Gears of War #1 by Joshua Ortega (script) and Liam Sharp (art) (Wildstorm)
Is it me, or do they all look like Warhammer 40K characters? In fairness, you'd have to get a
regular player of the game to tell you whether this adaptation does justice to the franchise. But
videogames are primarily about movement, twitch fingers, and the excitement of split-second
decisions. They aren't designed for deliberation or much backstory. The pacing and twitchiness
are faithfully reproduced here, but one hopes we'll get a chance to catch our breath with
lead "gearhead" Marcus Fenix, and find out a little more about what makes him -- and
everyone -- tick. When they're not eviscerating locusts, that is.
Serenity: Better Days by Joss Whedon and Brett Matthews (script) and Will Conrad (art) (Dark Horse)
In contrast to Gears of War, which derives from a video game, this, of course, is based on the
late, lamented Firefly television series (which in turn produced one theatrical feature), a
story that's based in the pre-film continuity of the series itself (based on who, for example,
is still ambulatory).
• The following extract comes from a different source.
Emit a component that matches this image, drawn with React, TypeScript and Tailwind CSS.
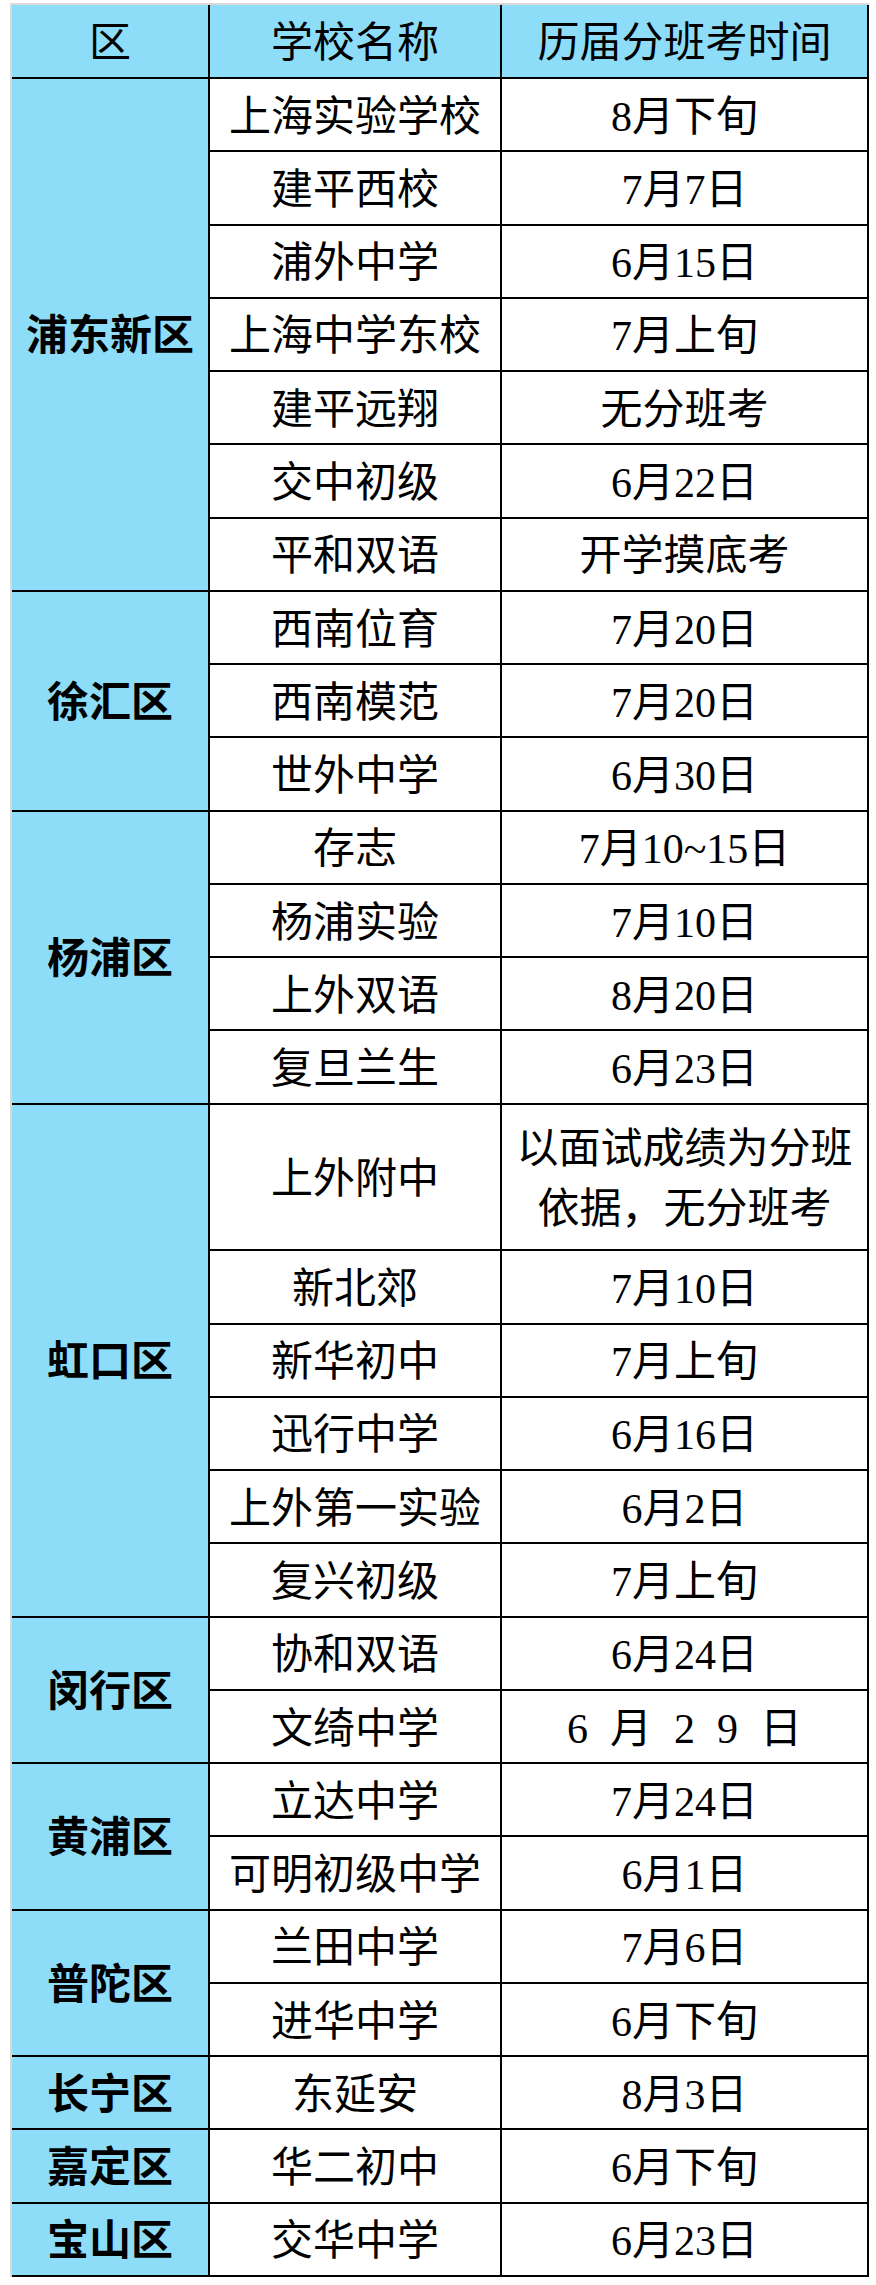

The character stuff is fun, because you can imagine actors you already
know, extending their performances here. The action sequences, one suspects, might be
better on a large (or small) screen as well, where they could remain fluid. A comfort for
fans of the show -- kind of an extension, though not, alas, a complete replacement.
R. Crumb's Family Reunion by R. Crumb, Sophie Crumb, and Aline Kominsky-Crumb (Nov. 3 The New Yorker -- the cartoon issue)
Crumb, wife Aline, and daughter Sophie make the trek from France to America's heartland for
the Crumb family reunion. And Robert finds he's not quite the "unique family personality" he
thought he was. R., Sophie, and Aline take turns illustrating themselves -- sharing panels,
as it were -- and this recounting of one of drama's great redolent situations -- think of the
use playwrights, novelists, and filmmakers have made of it -- shows that comics have their
own unique, and perfectly suited role, for recounting the large, small -- and elusive -- epiphanies
that accompany such an event.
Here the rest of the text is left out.